Judge Chris Piazza, a circuit court judge in my home state of Arkansas, decided that he is singularly more powerful than the 135 elected legislators of the state, the elected Governor, and 75% of the voters of the state. Apparently he mistook his black robe for a cape and declared himself to be "SUPER LAWMAKER!"
As former Governor Huckabee may have forgotten, the purpose of the judicial system is to determine whether laws passed by the legislative branch are actually constitutional. Constitutions are actually more powerful than 135 elected legislators, elected Governors, and 75% of voters in a state. That's sort of how democratic republics such as the U.S. and its constituent states work.
Sorry, judge, but I learned in 9th grade civics and from a reading of the US and Arkansas state constitution that we have 3 branches of government. And that the 3 of them are equal. The judicial branch is not the superior branch and cannot erase the will of the other 2. Most importantly, the ultimate authority and power rests with the people, and they spoke in a 3-1 vote. The dangerous precedent of elected officials allowing one single member of the judicial branch to become Lord God of law is dangerous and unconstitutional. A judicial ruling can send a matter back to the legislature for remedy, but it cannot dictate nor implement the remedy. That requires legislation and the execution of the laws passed, which is the purview of the legislative and executive branches.

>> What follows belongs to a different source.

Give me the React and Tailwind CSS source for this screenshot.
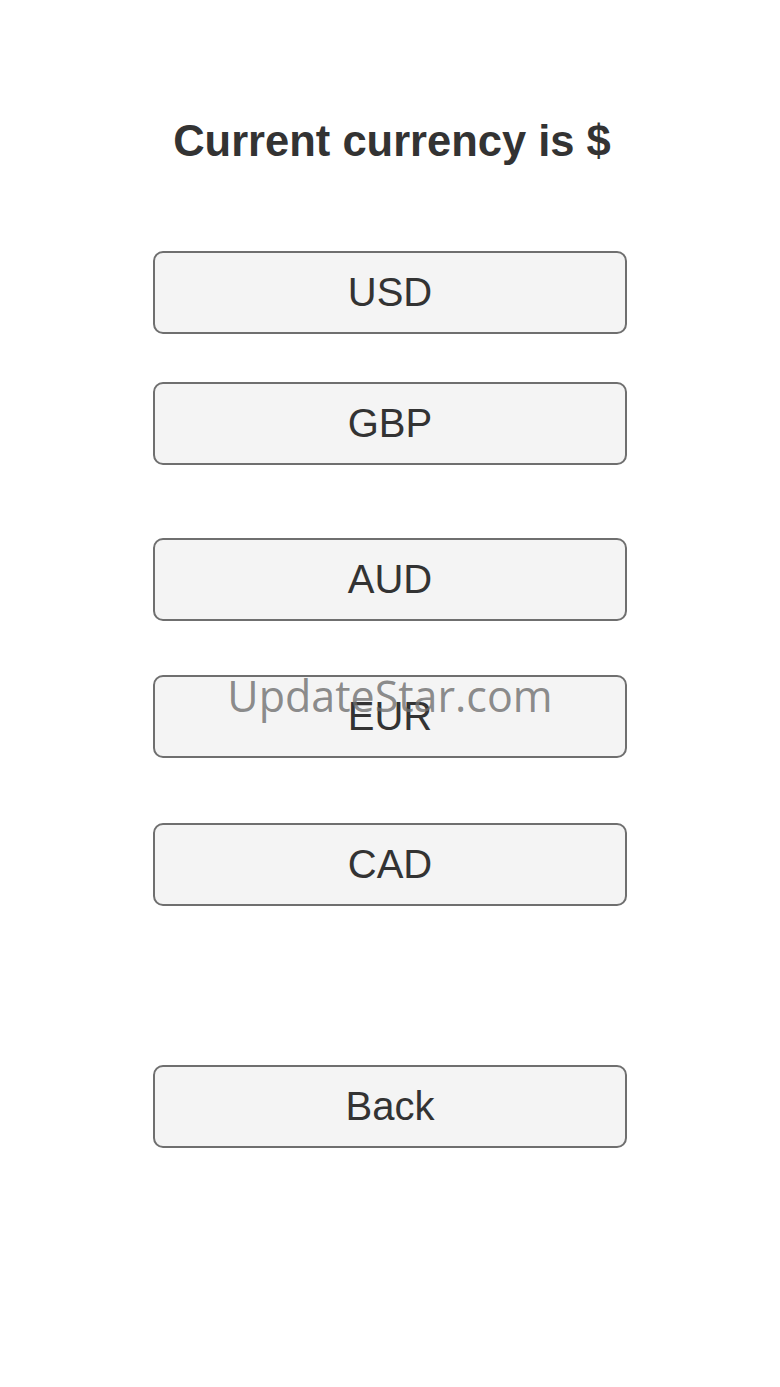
const buttons = [
  { label: 'USD', mt: 'mt-[87px]' },
  { label: 'GBP', mt: 'mt-[48px]' },
  { label: 'AUD', mt: 'mt-[73px]' },
  { label: 'EUR', mt: 'mt-[54px]' },
  { label: 'CAD', mt: 'mt-[65px]' },
  { label: 'Back', mt: 'mt-[159px]' },
];

export default function App() {
  return (
    <div
      className="relative min-h-[1387px] w-full bg-white pt-[120px] flex flex-col items-center"
      style={{ fontFamily: "'Liberation Sans', Arial, sans-serif" }}
    >
      <h1 className="text-[43.5px] leading-none font-bold text-[#333333] ml-[4px]">Current currency is $</h1>

      {buttons.map((b) => (
        <button
          key={b.label}
          className={`${b.mt} w-[474px] h-[83px] rounded-[10px] border-2 border-[#6f6f6f] bg-[#f4f4f4] text-[40px] leading-none text-[#333333] flex items-center justify-center`}
        >
          {b.label}
        </button>
      ))}

      {/* watermark */}
      <div
        className="absolute left-0 right-0 top-[674px] text-center text-[43px] leading-none text-[#6e6e6e]/80 pointer-events-none"
        style={{ fontFamily: "'Open Sans', 'Noto Sans', sans-serif" }}
      >
        UpdateStar.com
      </div>
    </div>
  );
}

Um. No. As an example, when Loving v. Virginia was decided, then the 16 states that had anti-miscegenation laws still had those laws: it was still on the books that in particular states like, *cough*, Arkansas that whites and non-whites could not marry. However, those laws were no longer enforceable: the U.S. Supreme Court decision immediately made that so. Judge Piazza's decision did a similar thing, and arguing otherwise is failing to comprehend how the judicial system works.
If the people wish to allow same sex marriage, they can put that matter on the ballot and vote for it. Or the legislature can put that matter on the ballot and ask the people to change the Constitution to allow it.
Also no. Now that a judge in Arkansas has determined that previous efforts to delegalize same-sex marriage were invalid, the people of Arkansas, or the legislature of Arkansas, can attempt to delegalize it again. Or a higher court can decide that the lower court's ruling was not legitimate. If one of those can happen and if they can do so in a way that isn't contrary to the U.S. and Arkansas constitutions, then, congratulations Mr. Huckabee, you win.